The Republicans in Michigan are openly engaged in that very tyranny, and it is reported that they are drafting legislation in Wisconsin to do the very same.

Tea Party people: Where are you on these Republican tyrannies?

Another complaint both then and now is taxation. Today, the objection is to paying them.

For our founders, the objection was to "imposing taxes on us without our consent." The rallying cry on this issue was "No taxation without representation."

We have a representative democracy, so that one is simply off the table.

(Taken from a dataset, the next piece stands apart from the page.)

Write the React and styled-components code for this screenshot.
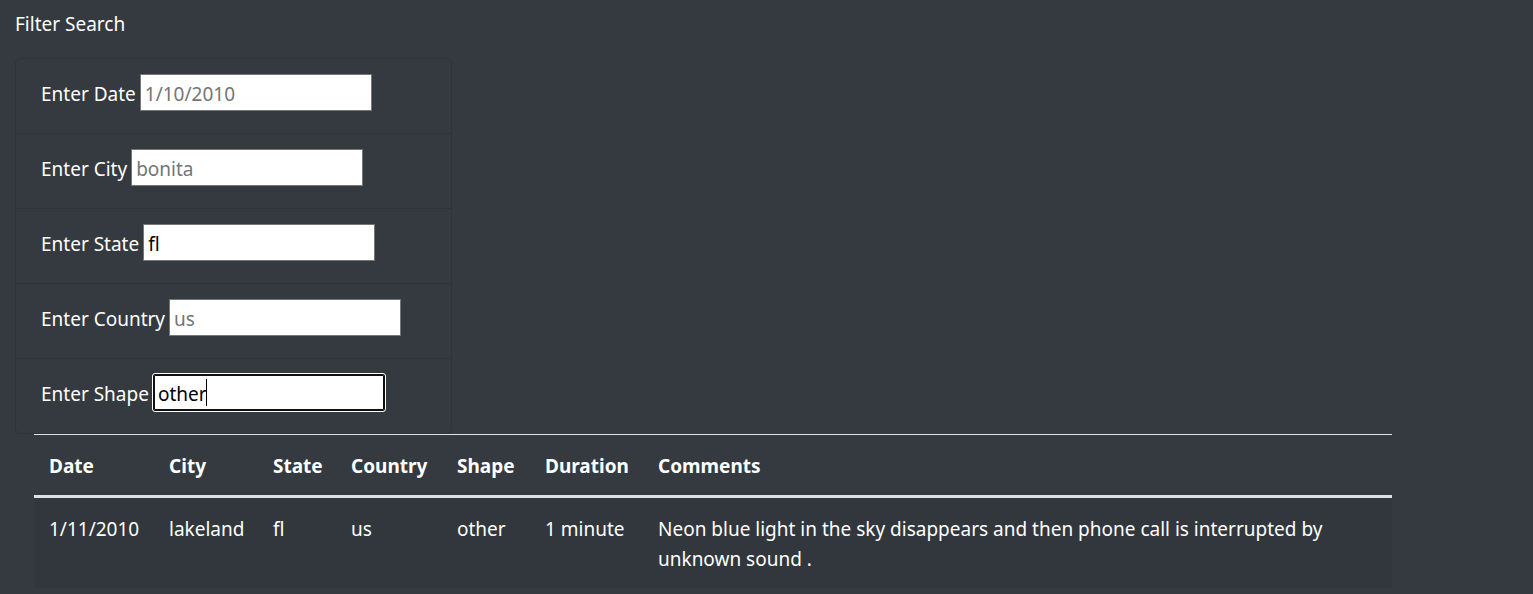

I don't intend to disrespect for Tea Party participants; I believe that many of their concerns are quite real in a way. On the other hand, I believe they have been mislead and misinformed on many of those issues, on the facts involved in those issues, and on effective solutions to those issues. (As noted above, the founders didn't complain about taxes, they complained about no representation, no vote, no power at the ballot box. And history tells us that they threw the tea into Boston harbor because it belonged to a huge corporation which had just been given tax breaks by the government.)

"Take back our government!"

I agree completely. And who has taken control of it?

From 1998 to mid 2010 $28.58 billion was spent lobbying the federal government.
  • $23.87 billion (83.5%) was paid by corporations.
  • $0.42 billion (1.5%) came from labor unions.
  • (The remaining $4.7 billion, 16.,4%, came from sources which are not easily characterized as to goals.)

So who do we need to take our government and country back from?

On Edit: My data came from Open Secrets at the Center for Responsive Politics' site

As indicated, I originally got my data in mid 2010. On checking, the figures through the end of 2010 have changed a bit, and I was just too lazy to recreate the spreadsheet and recalculate -- it looks as if te totals changed bu the basic ratios remain pretty much the same.